Second, consider this. In Bauer, the underlying contract was inked prior to CIPAA coming-into-force. If it was the Court of Appeal’s view that CIPAA as a whole is prospective only, then parties would not have been embroiled in an argument over whether Section 35 applied; the entire adjudication would have been undermined for want of core jurisdiction (see Terminal Perintis Sdn Bhd v. Tan Ngee Hong Construction Sdn Bhd & Another Case  1 LNS 177). If that was the case, the parties could not even have adjudicated. But that was not the case. The Court of Appeal clearly proceeded on the basis that the CIPAA applied.

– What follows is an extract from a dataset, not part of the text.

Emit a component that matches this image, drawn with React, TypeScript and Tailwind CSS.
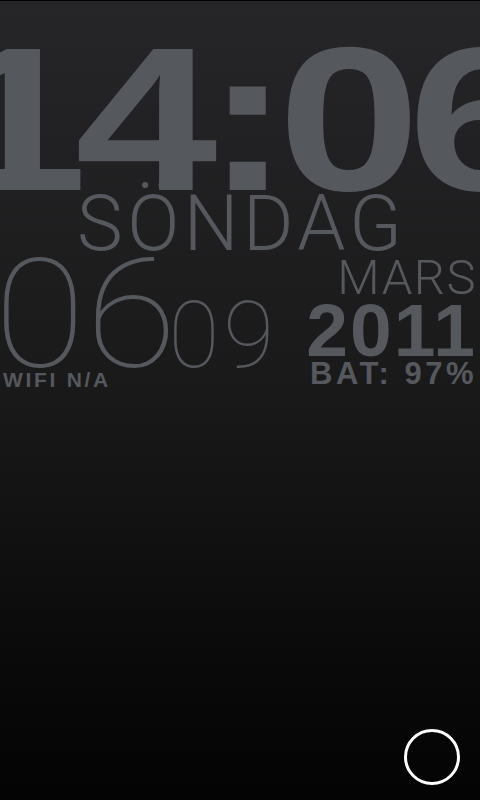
const roboto = "font-['Roboto',sans-serif]";
const arial = "font-['Liberation_Sans',Arial,sans-serif] font-bold";

export default function App() {
  return (
    <div className="flex h-[800px] w-[480px] flex-col overflow-hidden border-t border-black bg-linear-to-b from-[#262628] via-[#19191a] to-[#040404] text-[#55585d]">
      {/* big clock */}
      <div
        className={`${arial} mt-[15px] ml-[-55px] origin-left scale-x-[1.25] whitespace-nowrap text-[205px] leading-none tracking-[-10px]`}
      >
        14:06
      </div>

      {/* day of week */}
      <div className={`${roboto} -mt-[35px] ml-[77px] whitespace-nowrap text-[77px] font-light leading-none tracking-[4.5px]`}>
        SÖNDAG
      </div>

      <div className="-mt-[24px] flex justify-between">
        <div className="flex flex-col">
          <div className={`${roboto} flex items-baseline font-thin leading-none`}>
            <span className="-ml-[6px] origin-left scale-x-[1.1] text-[152px]">06</span>
            <span className="ml-[8px] text-[93px] tracking-[4px]">09</span>
          </div>
          <div className={`${arial} -mt-[22px] ml-[3px] text-[21px] leading-none tracking-[2.7px]`}>
            WIFI N/A
          </div>
        </div>

        <div className="flex flex-col items-end pr-[3px]">
          <div className={`${roboto} mt-[14px] text-[49px] font-light leading-none tracking-[1.5px]`}>MARS</div>
          <div className={`${arial} -mt-[9px] text-[75px] leading-none tracking-[2px]`}>2011</div>
          <div className={`${arial} -mt-[10px] text-[31px] leading-none tracking-[3.5px]`}>BAT: 97%</div>
        </div>
      </div>

      <div className="mt-auto mb-[15px] mr-[20px] flex justify-end">
        <div className="size-[56px] rounded-full border-[3.5px] border-white" />
      </div>
    </div>
  );
}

Third, given that the sole issue in Bauer before the Court of Appeal was on the applicability of Section 35, any observations made on unrelated issues – including the applicability of CIPAA as a whole – must be obiter.
After Bauer, High Courts have taken divergent approaches. In Iskandar Regional Development Authority v SJIC Bina Sdn Bhd  MLRHU 1, the Johor Bahru High Court took the view that the decision in Bauer is limited to Section 35. It held:
“ It was this Court’s finding that Bauer dealt specifically with s 35 of CIPAA… Bauer did not deal with the general application of CIPAA. Accordingly the legal position on the retrospectivity application of CIPAA is that as laid down in UDA Holdings which was not overruled by View Esteem. …”
I understand that the Construction Court in Kuala Lumpur has similarly held. The Construction Court in Shah Alam, on the other hand, has taken the view that Bauer stands for the proposition that CIPAA as a whole is prospective.
At the time of writing, leave has been granted by the Federal Court for an appeal against the Court of Appeal’s decision in Bauer. The appeal has yet to be heard.